A policy to practice data protection. Secure Canadian data banks should be created and have clear policies and procedures for collecting patients’ informed consent. Data privacy and confidentiality should be a top priority. A policy in this case would ensure that the right information is shared with health professionals, with additional details pertinent to subspecialties, such as radiology, pathology, and surgery. Such a policy would also digitally secure patients’ personal information.
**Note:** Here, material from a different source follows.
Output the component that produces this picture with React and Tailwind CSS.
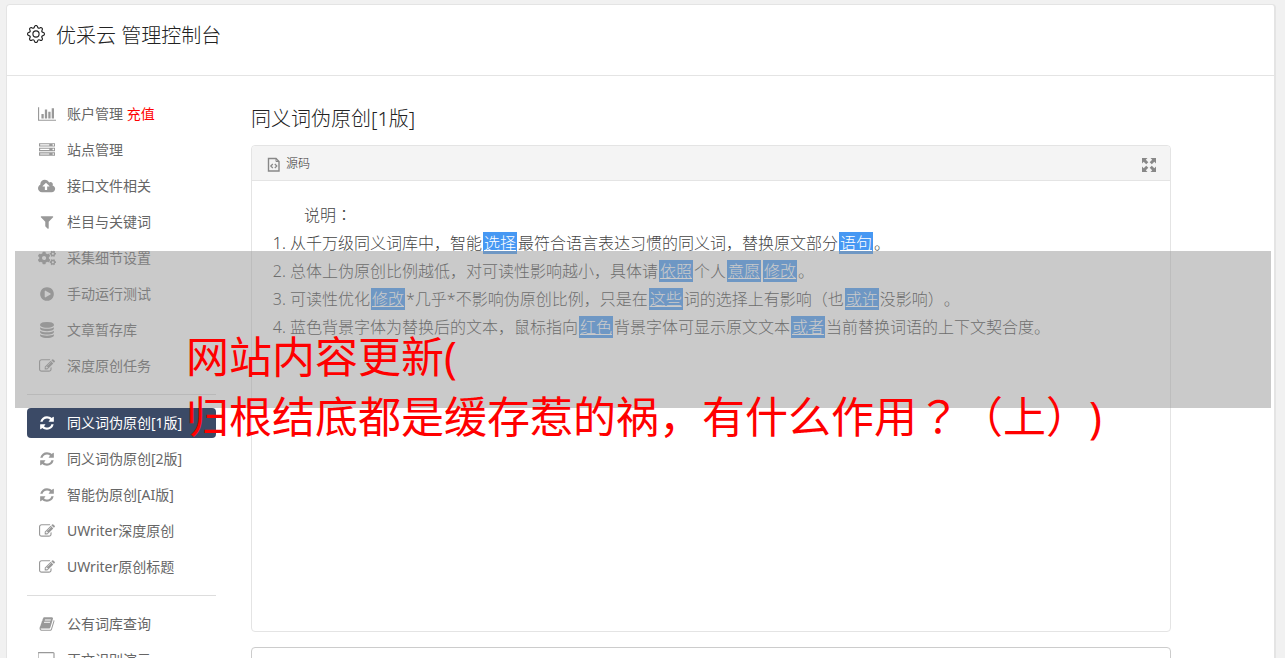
import { BsGear } from 'react-icons/bs'
import { FaCogs } from 'react-icons/fa'

const ICONS = {
  chart: {
    w: 2048,
    d: 'M640 896v512h-256v-512h256zm384-512v1024h-256v-1024h256zm1024 1152v128h-2048v-1536h128v1408h1920zm-640-896v768h-256v-768h256zm384-384v1152h-256v-1152h256z',
  },
  server: {
    w: 1792,
    d: 'M128 1408h1024v-128h-1024v128zm0-512h1024v-128h-1024v128zm1568 448q0-40-28-68t-68-28-68 28-28 68 28 68 68 28 68-28 28-68zm-1568-960h1024v-128h-1024v128zm1568 448q0-40-28-68t-68-28-68 28-28 68 28 68 68 28 68-28 28-68zm0-512q0-40-28-68t-68-28-68 28-28 68 28 68 68 28 68-28 28-68zm96 832v384h-1792v-384h1792zm0-512v384h-1792v-384h1792zm0-512v384h-1792v-384h1792z',
  },
  upload: {
    w: 1920,
    d: 'M1280 928q0-14-9-23l-352-352q-9-9-23-9t-23 9l-351 351q-10 12-10 24 0 14 9 23t23 9h224v352q0 13 9.5 22.5t22.5 9.5h192q13 0 22.5-9.5t9.5-22.5v-352h224q13 0 22.5-9.5t9.5-22.5zm640 288q0 159-112.5 271.5t-271.5 112.5h-1088q-185 0-316.5-131.5t-131.5-316.5q0-130 70-240t188-165q-2-30-2-43 0-212 150-362t362-150q156 0 285.5 87t188.5 231q71-62 166-62 106 0 181 75t75 181q0 76-41 138 130 31 213.5 135.5t83.5 238.5z',
  },
  filter: {
    w: 1792,
    d: 'M1595 295q17 41-14 70l-493 493v742q0 42-39 59-13 5-25 5-27 0-45-19l-256-256q-19-19-19-45v-486l-493-493q-31-29-14-70 17-39 59-39h1280q42 0 59 39z',
  },
  play: {
    w: 1792,
    d: 'M896 128q209 0 385.5 103t279.5 279.5 103 385.5-103 385.5-279.5 279.5-385.5 103-385.5-103-279.5-279.5-103-385.5 103-385.5 279.5-279.5 385.5-103zm384 823q32-18 32-55t-32-55l-544-320q-31-19-64-1-32 19-32 56v640q0 37 32 56 16 8 32 8 17 0 32-9z',
  },
  database: {
    w: 1792,
    d: 'M896 768q237 0 443-43t325-127v170q0 69-103 128t-280 93.5-385 34.5-385-34.5-280-93.5-103-128v-170q119 84 325 127t443 43zm0 768q237 0 443-43t325-127v170q0 69-103 128t-280 93.5-385 34.5-385-34.5-280-93.5-103-128v-170q119 84 325 127t443 43zm0-384q237 0 443-43t325-127v170q0 69-103 128t-280 93.5-385 34.5-385-34.5-280-93.5-103-128v-170q119 84 325 127t443 43zm0-1152q208 0 385 34.5t280 93.5 103 128v128q0 69-103 128t-280 93.5-385 34.5-385-34.5-280-93.5-103-128v-128q0-69 103-128t280-93.5 385-34.5z',
  },
  edit: {
    w: 1792,
    d: 'M888 1184l116-116-152-152-116 116v56h96v96h56zm440-720q-16-16-33 1l-350 350q-17 17-1 33t33-1l350-350q17-17 1-33zm80 594v190q0 119-84.5 203.5t-203.5 84.5h-832q-119 0-203.5-84.5t-84.5-203.5v-832q0-119 84.5-203.5t203.5-84.5h832q63 0 117 25 15 7 18 23 3 17-9 29l-49 49q-14 14-32 8-23-6-45-6h-832q-66 0-113 47t-47 113v832q0 66 47 113t113 47h832q66 0 113-47t47-113v-126q0-13 9-22l64-64q15-15 35-7t20 29zm-96-738l288 288-672 672h-288v-288zm444 132l-92 92-288-288 92-92q28-28 68-28t68 28l152 152q28 28 28 68t-28 68z',
  },
  refresh: {
    w: 1792,
    d: 'M1639 1056q0 5-1 7-64 268-268 434.5t-478 166.5q-146 0-282.5-55t-243.5-157l-129 129q-19 19-45 19t-45-19-19-45v-448q0-26 19-45t45-19h448q26 0 45 19t19 45-19 45l-137 137q71 66 161 102t187 36q134 0 250-65t186-179q11-17 53-117 8-23 30-23h192q13 0 22.5 9.5t9.5 22.5zm25-800v448q0 26-19 45t-45 19h-448q-26 0-45-19t-19-45 19-45l138-138q-148-137-349-137-134 0-250 65t-186 179q-11 17-53 117-8 23-30 23h-199q-13 0-22.5-9.5t-9.5-22.5v-7q65-268 270-434.5t480-166.5q146 0 284 55.5t245 156.5l130-129q19-19 45-19t45 19 19 45z',
  },
  book: {
    w: 1792,
    d: 'M1703 478q40 57 18 129l-275 906q-19 64-76.5 107.5t-122.5 43.5h-923q-77 0-148.5-53.5t-99.5-131.5q-24-67-2-127 0-4 3-27t4-37q1-8-3-21.5t-3-19.5q2-11 8-21t16.5-23.5 16.5-23.5q23-38 45-91.5t30-91.5q3-10 .5-30t-.5-28q3-11 17-28t17-23q21-36 42-92t25-90q1-9-2.5-32t.5-28q4-13 22-30.5t22-22.5q19-26 42.5-84.5t27.5-96.5q1-8-3-25.5t-2-26.5q2-8 9-18t18-23 17-21q8-12 16.5-30.5t15-35 16-36 19.5-32 26.5-23.5 36-11.5 47.5 5.5l-1 3q38-9 51-9h761q74 0 114 56t18 130l-274 906q-36 119-71.5 153.5t-128.5 34.5h-869q-27 0-38 15-11 16-1 43 24 70 144 70h923q29 0 56-15.5t35-41.5l300-987q7-22 5-57 38 15 59 43zm-1064 2q-4 13 2 22.5t20 9.5h608q13 0 25.5-9.5t16.5-22.5l21-64q4-13-2-22.5t-20-9.5h-608q-13 0-25.5 9.5t-16.5 22.5zm-83 256q-4 13 2 22.5t20 9.5h608q13 0 25.5-9.5t16.5-22.5l21-64q4-13-2-22.5t-20-9.5h-608q-13 0-25.5 9.5t-16.5 22.5z',
  },
  desktop: {
    w: 1920,
    d: 'M1728 992v-832q0-13-9.5-22.5t-22.5-9.5h-1600q-13 0-22.5 9.5t-9.5 22.5v832q0 13 9.5 22.5t22.5 9.5h1600q13 0 22.5-9.5t9.5-22.5zm128-832v1088q0 66-47 113t-113 47h-544q0 37 16 77.5t32 71 16 43.5q0 26-19 45t-45 19h-512q-26 0-45-19t-19-45q0-14 16-44t32-70 16-78h-544q-66 0-113-47t-47-113v-1088q0-66 47-113t113-47h1600q66 0 113 47t47 113z',
  },
}

const MENU = [
  [
    { icon: 'chart', label: '账户管理', extra: '充值' },
    { icon: 'server', label: '站点管理' },
    { icon: 'upload', label: '接口文件相关' },
    { icon: 'filter', label: '栏目与关键词' },
    { icon: 'cogs', label: '采集细节设置' },
    { icon: 'play', label: '手动运行测试' },
    { icon: 'database', label: '文章暂存库' },
    { icon: 'edit', label: '深度原创任务' },
  ],
  [
    { icon: 'refresh', label: '同义词伪原创[1版]', active: true },
    { icon: 'refresh', label: '同义词伪原创[2版]' },
    { icon: 'refresh', label: '智能伪原创[AI版]' },
    { icon: 'edit', label: 'UWriter深度原创' },
    { icon: 'edit', label: 'UWriter原创标题' },
  ],
  [
    { icon: 'book', label: '公有词库查询' },
    { icon: 'desktop', label: '正文识别演示' },
  ],
]

export default function App() {
  return (
    <div className="relative h-screen overflow-hidden bg-[#f1f1f1] pt-1 pl-1.5 pr-[9px] font-light text-[#555] font-['Noto_Sans','Noto_Sans_CJK_SC',sans-serif] [text-spacing-trim:space-all]">
      <div className="min-h-full rounded-t border border-r-2 border-[#e4e4e4] bg-white">
        <header className="flex items-center gap-[11px] border-b border-[#e4e4e4] pt-4 pb-6 pl-5 text-[#222]">
          <BsGear size={18} className="mb-1" />
          <h1 className="text-[20px] leading-[30px]">优采云 管理控制台</h1>
        </header>

        <div className="flex">
          <nav className="ml-5 mt-[23px] w-[189px] shrink-0">
            {MENU.map((group, i) => (
              <div key={i}>
                {i > 0 && <hr className="my-[13px] border-[#ddd]" />}
                <ul className="flex flex-col gap-1.5">
                  {group.map((item) => (
                    <NavItem key={item.label} {...item} />
                  ))}
                </ul>
              </div>
            ))}
          </nav>

          <main className="ml-[35px] mr-[103px] mt-[29px] min-w-0 flex-1">
            <h2 className="text-[20px] leading-[28px] text-[#222]">同义词伪原创[1版]</h2>

            <section className="mt-3 rounded border border-[#e4e4e4]">
              <div className="flex h-[35px] items-center justify-between rounded-t border-b border-[#e4e4e4] bg-[#f4f4f4] pt-0.5 pl-[15px] pr-[13px] text-[12px] text-[#333]">
                <button className="flex items-center gap-[5px]">
                  <SourceIcon />
                  源码
                </button>
                <button aria-label="全屏">
                  <ExpandIcon />
                </button>
              </div>

              <div className="h-[450px] px-5 pt-5 text-[16px] leading-[28px] text-[#444]">
                <p className="indent-8">
                  说明<Mark>：</Mark>
                </p>
                <ol className="list-decimal pl-[18px]">
                  <li>
                    从千万级同义词库中，智能<Word>选择</Word>最符合语言表达习惯的同义词，替换原文部分<Word>语句</Word>。
                  </li>
                  <li>
                    总体上伪原创比例越低，对可读性影响越小，具体请<Word>依照</Word>个人<Word>意愿</Word><Word>修改</Word>。
                  </li>
                  <li>
                    可读性优化<Word>修改</Word>*几乎*不影响伪原创比例，只是在<Word>这些</Word>词的选择上有影响（也<Word>或许</Word>没影响）。
                  </li>
                  <li>
                    蓝色背景字体为替换后的文本，鼠标指向<Word>红色</Word>背景字体可显示原文文本<Word>或者</Word>当前替换词语的上下文契合度。
                  </li>
                </ol>
              </div>
            </section>

            <textarea aria-label="原文" className="mt-[15px] block h-[200px] w-full resize-none rounded border border-[#ccc] p-2" />
          </main>
        </div>
      </div>

      {/* Caption banner */}
      <div className="absolute left-[15px] right-[14px] top-[251px] h-[157px] bg-[#969696]/50" />
      <p className="absolute left-[186px] top-[327px] whitespace-nowrap text-[43px] leading-[60px] font-normal text-[#f00]">
        网站内容更新(
        <br />
        归根结底都是缓存惹的祸，有什么作用<Mark>？</Mark>（上）)
      </p>
    </div>
  )
}

function NavItem({ icon, label, extra, active }) {
  return (
    <li>
      <a
        href="#"
        className={`flex h-[30px] items-center gap-2.5 rounded px-2.5 text-[14px] font-normal ${active ? 'bg-[#3b4a66] text-white' : 'text-[#666]'}`}
      >
        <span className={`flex w-5 justify-center ${active ? 'text-white' : 'text-[#999]'}`}>
          <MenuIcon name={icon} />
        </span>
        <span className="pb-0.5">
          {label}
          {extra && <span className="text-[#f00]"> {extra}</span>}
        </span>
      </a>
    </li>
  )
}

function MenuIcon({ name }) {
  if (name === 'cogs') return <FaCogs size={18} />
  const { w, d } = ICONS[name]
  return (
    <svg viewBox={`0 0 ${w} 1792`} className="h-4 w-auto" fill="currentColor">
      <path d={d} />
    </svg>
  )
}

function Word({ children }) {
  return (
    <a href="#" className="mx-px bg-[#4698f3] px-px text-white underline">
      {children}
    </a>
  )
}

// full-width marks centred in their cell
function Mark({ children }) {
  return <span className="leading-none font-['Noto_Sans_CJK_JP',sans-serif]">{children}</span>
}

function SourceIcon() {
  return (
    <svg width="14" height="16" viewBox="0 0 14 16" fill="none" stroke="#888">
      <path d="M1.500 2.500h7.500l3 3v9.500H1.500z" strokeWidth="1.4" />
      <path d="M9 2.500v3h3" />
      <path d="M5.800 8L3.800 10l2 2M7.800 8l2 2-2 2" strokeWidth="1.2" />
    </svg>
  )
}

function ExpandIcon() {
  return (
    <svg width="16" height="16" viewBox="0 0 16 16" fill="#888">
      <path d="M1 2h5.500L4.800 3.700 7.300 6.200 5.200 8.300 2.700 5.800 1 7.500zM15 2v5.500L13.300 5.800 10.800 8.300 8.700 6.200 11.200 3.700 9.500 2zM1 16v-5.500l1.700 1.700 2.500-2.500 2.100 2.100-2.500 2.500L6.500 16zM15 16H9.500l1.700-1.700-2.500-2.500 2.100-2.100 2.500 2.500L15 10.500z" />
    </svg>
  )
}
A policy to guarantee the competence of medical students. Universities should offer extracurricular activities to promote collaboration between medical students, residents, healthcare providers, data scientists, and engineers to develop new devices and gain new perspectives. Students in medicine do not have to learn the mathematical development behind an algorithm, but they should learn how to describe their users’ needs and the clinical applications of AI-enhanced devices developed by other researchers. Students should also learn about the relevance of AI and its evolution in each medical specialty. Additional courses, such as predictive imaging analysis for radiologists or robot-assisted surgery in surgical education, would also be advantageous for students, as would the use of simulation labs to carry out simulations and research involving AI. This policy would aim to provide undergraduate students with access to the conceptual knowledge of AI and interdisciplinary team collaborations, in addition to ensuring that postgraduate students have hands-on experience receiving input from AI-enhanced devices during their residency.

Conclusion

Although AI policies are still in their infancy, there is a strong foundation for future iterations among the reports of the Canadian health task forces and medical associations. They provide a baseline of recommendations that could serve to develop further policies on data management, digital literacy, and ethical issues brought by AI in medicine. The next step would be to appoint policymakers from Canadian medical associations, specifically the CMA and RCPSC, to introduce a clear first set of policies on the integration of AI in the healthcare system, and subsequently broad ones for AI in medical education. Canadian universities can draw on frameworks and guidelines from medical associations to guide their own policies and curricula. While some universities might not yet have access to AI-enhanced devices, they could include a course to introduce key concepts to undergraduate medical students that could include common use cases and ethical issues of AI in medicine. Policies would ensure that knowledge on AI is being taught to students ahead of the era of AI in medicine. Such a course design was successfully piloted at the University of Toronto in 2018 and included in the core curriculum in the 2019-2020 and 2020-2021 school years. (27) Postgraduate medical education could then integrate clinical usage of AI with real-life examples, in collaboration with university research centers and AI institutes. Doing so would support medical students in building competency to effectively use AI in their daily practices as future physicians.

Acknowledgements

This research was supported by funding from the Social Sciences and Humanities Research Council of Canada (SSHRC: Grant ID: 611-2020-0157) awarded to J.M.H. as well as start-up funds from the Department of Surgery, Faculty of Medicine and Health Sciences, McGill University also awarded to J.M.H.

All authors have no relevant conflicts of interest or financial ties to disclose.